Hard Truths for Conveyancers: Why sole traders are just buying a job
Trent Taylor – whose Skilled Conveyancing business has just been named as the winner in the Conveyancing Category at the 2025 Australian Small Business Champion Awards - answers the question.

TRENT Taylor – whose Skilled Conveyancing business has just been named as the winner in the Conveyancing Category at the 2025 Australian Small Business Champion Awards – answers the question.
Many sole trader conveyancers believe they’re building a business, but in reality, they’ve just bought themselves a job—one with longer hours, higher stress, and no real escape plan. So, why does this happen? And more importantly, how do you shift from owning a job to owning a business?
The Reality of Being a Sole Trader
Most conveyancers go out on their own for control, flexibility, and higher earnings. But instead of creating a scalable business, they become the business. Every file, every client, and every problem rests on their shoulders. If they stop working, the money stops coming in.
The biggest issue? No contingency. Settlements don’t stop just because you take a break. Bank issues don’t pause because you’re unwell. Without a system in place, sole traders are trapped in a cycle where they can’t afford to step away.
Why It Happens
Many sole traders operate in survival mode. They avoid hiring due to overhead fears, resist delegating because “no one can do it as well as I can,” and neglect systemisation. As a result, they work longer, stress more, and never create a business that functions without them.
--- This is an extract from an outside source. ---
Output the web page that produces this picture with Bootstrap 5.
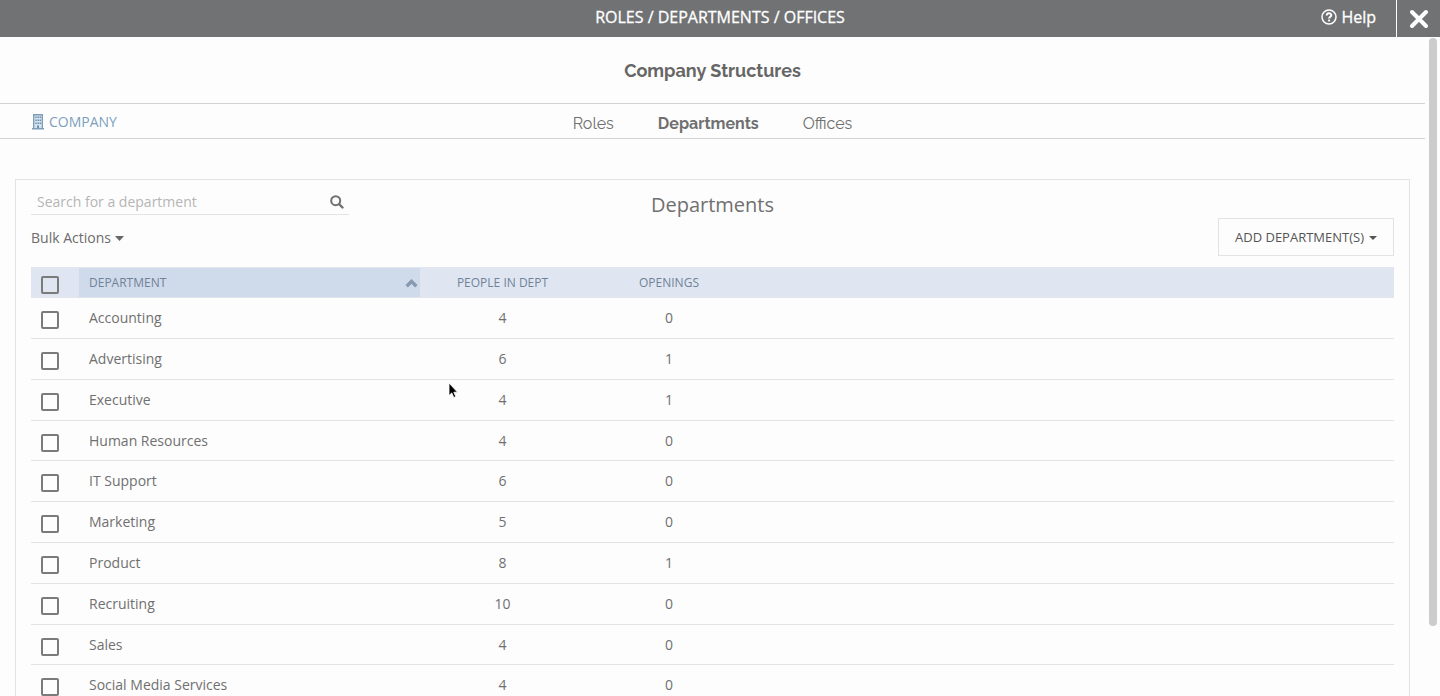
<!DOCTYPE html>
<html lang="en">
<head>
<meta charset="utf-8">
<meta name="viewport" content="width=device-width, initial-scale=1">
<title>Roles / Departments / Offices</title>
<link href="https://cdn.jsdelivr.net/npm/bootstrap@5.3.0/dist/css/bootstrap.min.css" rel="stylesheet">
<style>
  body { font-family: "Open Sans", sans-serif; font-size: 14px; line-height: 20px; color: #707070; background: #fdfdfd; }
  a { color: inherit; text-decoration: none; }
  svg { display: block; flex: none; }

  .topbar { display: grid; grid-template-columns: 1fr auto 1fr; height: 37px; background: #717274; color: #fff; flex: none; -webkit-text-stroke: .3px #fff; }
  .topbar h1 { font-size: 16px; line-height: 24px; margin: 0; padding-top: 5px; font-weight: 400; }
  .help-link { font-size: 16px; line-height: 24px; padding: 5px 20px 0 0; gap: 4px; }
  .close-btn { width: 44px; border: 0; border-left: 1px solid #fff; background: none; padding: 0; }

  .heading-font { font-family: Raleway, Lato, sans-serif; }
  .page-title { font-size: 18px; line-height: 24px; font-weight: 700; color: #666; padding: 22px 0 20px; margin: 0; }
  .tabs-row { border-top: 1px solid #d2d3d5; border-bottom: 1px solid #d2d3d5; height: 36px; padding: 0 31px; display: grid; grid-template-columns: 1fr auto 1fr; }
  .company { color: #7d9fbe; padding-top: 8px; gap: 4px; }
  .tabs-row nav { gap: 44px; font-size: 16px; padding-top: 10px; }

  .panel { margin: 40px 15px 0; padding: 0 15px; border: 1px solid #e2e3e4; }
  .tools { display: grid; grid-template-columns: 1fr auto 1fr; height: 87px; }
  .search { width: 318px; height: 35px; border-bottom: 1px solid #e2e3e4; padding: 9px 5px 0 6px; align-items: center; }
  .search input { border: 0; background: none; outline: 0; padding: 0; min-width: 0; color: inherit; }
  .search input::placeholder { color: #b5b5b5; opacity: 1; }
  .bulk { border: 0; background: none; padding: 0; margin-top: 13px; color: #6c6c6c; gap: 4px; }
  .panel-title { font-size: 20px; line-height: 28px; font-weight: 400; margin: 0; padding-top: 11px; }
  .add-btn { border: 1px solid #e2e3e4; background: #fdfdfd; height: 38px; padding: 0 16px; font-size: 13px; color: #555; gap: 5px; margin-top: 38px; }

  .dept-table { width: 100%; table-layout: fixed; }
  .dept-table th { height: 30px; padding: 0; font-size: 12px; line-height: 18px; font-weight: 400; color: #6f8298; background: #dfe6f2; border-top: 1px solid #e1e5ec; border-bottom: 1px solid #e1e5ec; vertical-align: middle; }
  .dept-table th.sorted { background: #cfdaea; padding: 0 2px 0 10px; }
  .dept-table td { height: 41px; padding: 0; border-bottom: 1px solid #e2e3e4; vertical-align: middle; }
  .dept-table tr:nth-child(5n+4) td { height: 40px; }
  .dept-table td.dept-name { padding-left: 10px; }
  .c-check { width: 48px; } .c-name { width: 341px; } .c-people { width: 165px; } .c-open { width: 168px; }
  .tick { appearance: none; display: block; width: 18px; height: 18px; border: 2px solid #7b7b7b; border-radius: 2px; margin: 4px 0 0 10px; }
  .tick:checked { background: #7b7b7b; }

  .rail { width: 15px; flex: none; padding: 1px 3px 0 4px; }
  .thumb { height: 588px; border-radius: 4px; background: #ccc; }
  .pointer { position: fixed; left: 448px; top: 382px; z-index: 10; }
</style>
</head>
<body>
<div class="vh-100 d-flex flex-column overflow-hidden">
  <header class="topbar">
    <span></span>
    <h1>ROLES / DEPARTMENTS / OFFICES</h1>
    <div class="d-flex justify-content-end">
      <a href="#" class="help-link d-flex">
        <svg width="16" height="24" viewBox="0 0 16 24" fill="none" stroke="#fff"><circle cx="8" cy="12" r="7" stroke-width="1.5"/><path d="M5.700 10.500C5.800 7.600 10.400 7.700 10.300 10.300C10.200 11.800 8.100 11.800 8.100 13.600" stroke-width="2"/><path d="M8.100 14.600v1.800" stroke-width="2"/></svg>
        Help</a>
      <button class="close-btn d-flex align-items-center justify-content-center" type="button" aria-label="Close">
        <svg width="20" height="20" viewBox="0 0 20 20" stroke="#fff" stroke-width="4" stroke-linecap="round"><path d="M3 3l14 14M17 3L3 17"/></svg>
      </button>
    </div>
  </header>

  <div class="d-flex flex-grow-1 overflow-hidden">
    <main class="flex-grow-1">
      <h2 class="page-title heading-font text-center">Company Structures</h2>
      <div class="tabs-row">
        <a href="#" class="company d-flex">
          <svg width="14" height="20" viewBox="0 0 14 20"><path d="M2 2h10v14h1v1.500H1V16h1z" fill="#7f9db8"/><path d="M3.300 3.500h7.400V16H3.300z" fill="#d3e3f0"/><path d="M4.200 4.500h1.500V6H4.200zM6.500 4.500H8V6H6.500zM8.600 4.500h1.500V6H8.600zM4.200 7.500h1.500V9H4.200zM6.500 7.500H8V9H6.500zM8.600 7.500h1.500V9H8.600zM4.200 10.500h1.500V12H4.200zM6.500 10.500H8V12H6.500zM8.600 10.500h1.500V12H8.600zM6 13.500h2V16H6z" fill="#7390ab"/></svg>
          COMPANY</a>
        <nav class="d-flex heading-font">
          <a href="#">Roles</a>
          <a href="#" class="fw-bold" aria-current="page">Departments</a>
          <a href="#">Offices</a>
        </nav>
        <span></span>
      </div>

      <section class="panel">
        <div class="tools">
          <div>
            <label class="search d-flex">
              <input class="flex-grow-1" type="text" placeholder="Search for a department" aria-label="Search for a department">
              <svg width="14" height="14" viewBox="0 0 14 14" fill="none" stroke="#707070" stroke-width="2"><circle cx="5.700" cy="5.700" r="4.500"/><path d="M9 9l3.500 3.500" stroke-width="2.400" stroke-linecap="round"/></svg>
            </label>
            <button class="bulk d-flex align-items-center" type="button">Bulk Actions
              <svg width="9" height="5" viewBox="0 0 9 5"><path d="M0 0h9L4.500 5z" fill="#666"/></svg></button>
          </div>
          <h3 class="panel-title">Departments</h3>
          <div class="d-flex justify-content-end align-items-start">
            <button class="add-btn d-flex align-items-center" type="button">ADD DEPARTMENT(S)
              <svg width="8" height="8" viewBox="0 0 8 8"><path d="M0 3h8L4 7z" fill="#555"/></svg></button>
          </div>
        </div>

        <table class="dept-table">
          <colgroup><col class="c-check"><col class="c-name"><col class="c-people"><col class="c-open"><col></colgroup>
          <thead>
            <tr>
              <th><input class="tick" type="checkbox" aria-label="Select all departments"></th>
              <th class="sorted"><div class="d-flex justify-content-between align-items-center">DEPARTMENT
                <svg width="13" height="10" viewBox="0 0 13 10" fill="none" stroke="#8699b0" stroke-width="3.400"><path d="M1.700 8.200L6.500 3.400l4.800 4.800"/></svg></div></th>
              <th class="text-center">PEOPLE IN DEPT</th>
              <th class="text-center">OPENINGS</th>
              <th></th>
            </tr>
          </thead>
          <tbody>
            <tr><td><input class="tick" type="checkbox" aria-label="Accounting"></td><td class="dept-name">Accounting</td><td class="text-center">4</td><td class="text-center">0</td><td></td></tr>
            <tr><td><input class="tick" type="checkbox" aria-label="Advertising"></td><td class="dept-name">Advertising</td><td class="text-center">6</td><td class="text-center">1</td><td></td></tr>
            <tr><td><input class="tick" type="checkbox" aria-label="Executive"></td><td class="dept-name">Executive</td><td class="text-center">4</td><td class="text-center">1</td><td></td></tr>
            <tr><td><input class="tick" type="checkbox" aria-label="Human Resources"></td><td class="dept-name">Human Resources</td><td class="text-center">4</td><td class="text-center">0</td><td></td></tr>
            <tr><td><input class="tick" type="checkbox" aria-label="IT Support"></td><td class="dept-name">IT Support</td><td class="text-center">6</td><td class="text-center">0</td><td></td></tr>
            <tr><td><input class="tick" type="checkbox" aria-label="Marketing"></td><td class="dept-name">Marketing</td><td class="text-center">5</td><td class="text-center">0</td><td></td></tr>
            <tr><td><input class="tick" type="checkbox" aria-label="Product"></td><td class="dept-name">Product</td><td class="text-center">8</td><td class="text-center">1</td><td></td></tr>
            <tr><td><input class="tick" type="checkbox" aria-label="Recruiting"></td><td class="dept-name">Recruiting</td><td class="text-center">10</td><td class="text-center">0</td><td></td></tr>
            <tr><td><input class="tick" type="checkbox" aria-label="Sales"></td><td class="dept-name">Sales</td><td class="text-center">4</td><td class="text-center">0</td><td></td></tr>
            <tr><td><input class="tick" type="checkbox" aria-label="Social Media Services"></td><td class="dept-name">Social Media Services</td><td class="text-center">4</td><td class="text-center">0</td><td></td></tr>
          </tbody>
        </table>
      </section>
    </main>
    <div class="rail" aria-hidden="true"><div class="thumb"></div></div>
  </div>
</div>
<svg class="pointer" width="12" height="18" viewBox="0 0 12 18" aria-hidden="true"><path d="M1 1v12.500l2.800-2.600 2 4.600 2-.9-2-4.400h3.700z" fill="#000" stroke="#fff" stroke-width=".8"/></svg>
<script src="https://cdn.jsdelivr.net/npm/bootstrap@5.3.0/dist/js/bootstrap.bundle.min.js"></script>
</body>
</html>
The Difference Between a Job and a Business
One of my mentors once told me: “A business is a commercial, profitable enterprise that works without you as the owner.” Ask yourself—can your conveyancing business run profitably if you step away for four, five, or six weeks? If not, you don’t have a business; you have a job.
The problem is most sole traders build their business around themselves. Without documented processes, structured training, and delegation, they remain the bottleneck.
The 10 Hats Every Business Owner Must Wear
Every business has essential functions that must be covered. I teach business owners about the 10 Hats that every business requires. Sole traders often juggle multiple hats but typically focus only on a few—handling client work and finances—while ignoring critical areas like marketing, systemisation, or leadership. That’s why their business can’t grow beyond them.
Here’s how to break free:
- Build Capacity – Hire help before you’re drowning. Even part-time or contract staff can provide relief.
- Systemise Everything – If your processes live only in your head, you’re the bottleneck. Use workflow tools and task automation.
- Price for Profit – Stop undercharging. A weak pricing model keeps you stuck on the tools.
- Delegate Smartly – Admin support, virtual assistants, or contractors can free you to focus on growth.
- Leverage the Three Levers – Every business runs on people, technology, and systems. If one is missing, you can’t scale.
- Prepare for Absence – A well-run business functions without its owner. Use breaks to reveal and fix gaps.
- Plan for the Future – If your business can’t run without you, it’s not a business—it’s a time bomb.
The Hard Truth
If you’re a sole trader running at full capacity, you don’t own a business—you’ve bought yourself a demanding job. And unless you change that, you’ll never be able to step away or plan for the future.
The good news? It’s fixable. But only if you shift your mindset from being a worker to being a business owner. Because real businesses don’t just survive when the owner takes a break—they thrive.